No, despite what you may think, the headline isn’t rhetorical.  There’s something a-stinkin’ in Obamaland that should get every small businessman wondering what The One has up his sleeve, should he find himself occupying the Oval Office.

Back in February, Obama came out swinging in support of small business when a report found that billions of dollars in federal contracts intended for small business ended up being directed to Fortune 500 companies.  At the time, his Web site posted this statement:

“I am proud to have the support of the American Small Business League and their grassroots efforts to help protect American small business. Helping American small business is part of our movement for change and the end of politics as usual. 98 percent of all American companies have fewer than 100 employees. Over half of all Americans work for a small business. Small businesses are the backbone of our nation’s economy and we must protect this great resource. It is time to end the diversion of federal small business contracts to corporate giants.”

The American Small Business League has found that the Web site has been modified so the sentence in bold above has been deleted and replaced with:

"Helping American small business is part of our movement for change and the end of politics as usual."

Says the American Small Business League:

"On Tuesday of last week, CNN ran a story on the fact that neither of Senator Obama’s recent rescue plans for small businesses or the middle class made any mention of his February statement calling for the end of the diversion of federal small business contracts to “corporate giants.” There has been absolutely no response from the Obama campaign to the story."

"Since making his original statement in February, Senator Obama has refused to mention the issue publicly or include any mention of it in his criticism of the Bush Administration. To date, Senator Obama and his campaign have not released a statement on this issue in any capacity."

What’s up? A counter-intuitive truth is what’s up: Despite all the railing by Dems about evil corporate America, they love big corporations because big corporations don’t hold to fundamental American values. They like government intervention when it serves their purposes; they would just as soon give in to the latest liberal social cause than fight it; they’re supporters of markets that are slanted in their favor, not free markets; and they’re all for big-money contributions and junkets because they know they can out-spend the smaller competition.

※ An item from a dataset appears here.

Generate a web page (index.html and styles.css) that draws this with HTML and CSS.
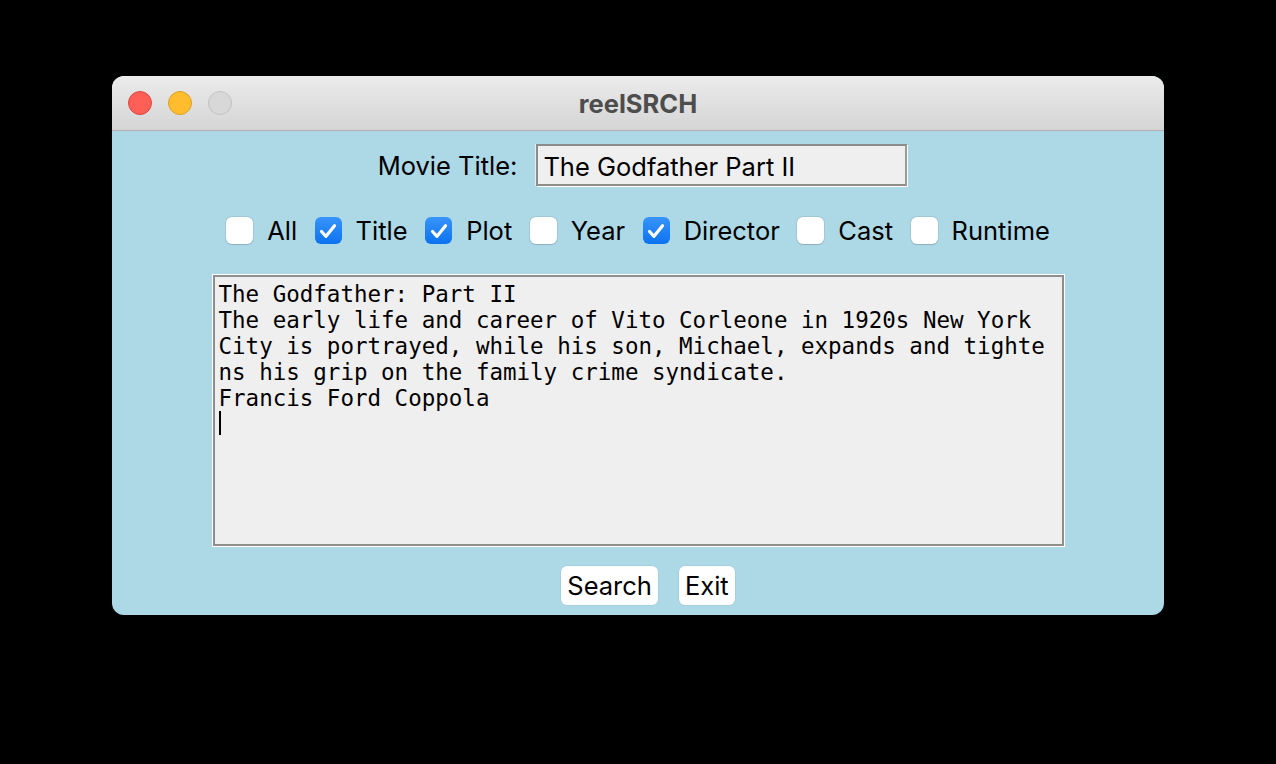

It’s called corporatism. The domain is owned by some left-wing paranoids who define it as a right-wing corporate fascism - they’re all messed up because they cling to the leftist mantra that corporations are a bad thing, while more enlightened liberals realize that if big government controls big corporations, it’s not that far removed from Socialism.  Wikipedia does a much better job with the term:

"Political scientists may also use the term corporatism to describe a practice whereby a state, through the process of licensing and regulating officially-incorporated social, religious, economic, or popular organizations, effectively co-opts their leadership or circumscribes their ability to challenge state authority by establishing the state as the source of their legitimacy, as well as sometimes running them, either directly or indirectly through corporations."

Sounds exactly like what’s happened to the financial sector in the last month, doesn’t it?  And doesn’t it sound precisely like the kind of vision Obama would hold for all sectors of American business?  Pull out his health care proposals again, for starters.  Yikes.

(A hat-tip to somebody for helping me get my arms around corporatism.  It was a talk radio host this morning; I think the stand-in for Michael Medved.)

Small businesses, on the other hand, are cantankerous.  They are often exempted from rules and regulations that apply to larger businesses, and therefore it’s much harder to get the bit in their mouth and direct them where you want them to go.  They insist on growing whichever way they want to and aren’t interested in fitting neat formulas or following book-thick directives.

Obama has thrown small business bones, but they’re brittle and hollow.  We’re screwed if we make over $250,000 ($150,000 for singles) - and only a fool would expect him to keep that promise; it’s no better than his campaign financing promise.  And capital gains breaks for start-ups?  Give me a break.  Since when have start-ups had capital gains to write off?

If there are any small business owners out there who are still for Obama, consider all this and please think again.  He’s got you right where he wants you, and you’re not going to like the results.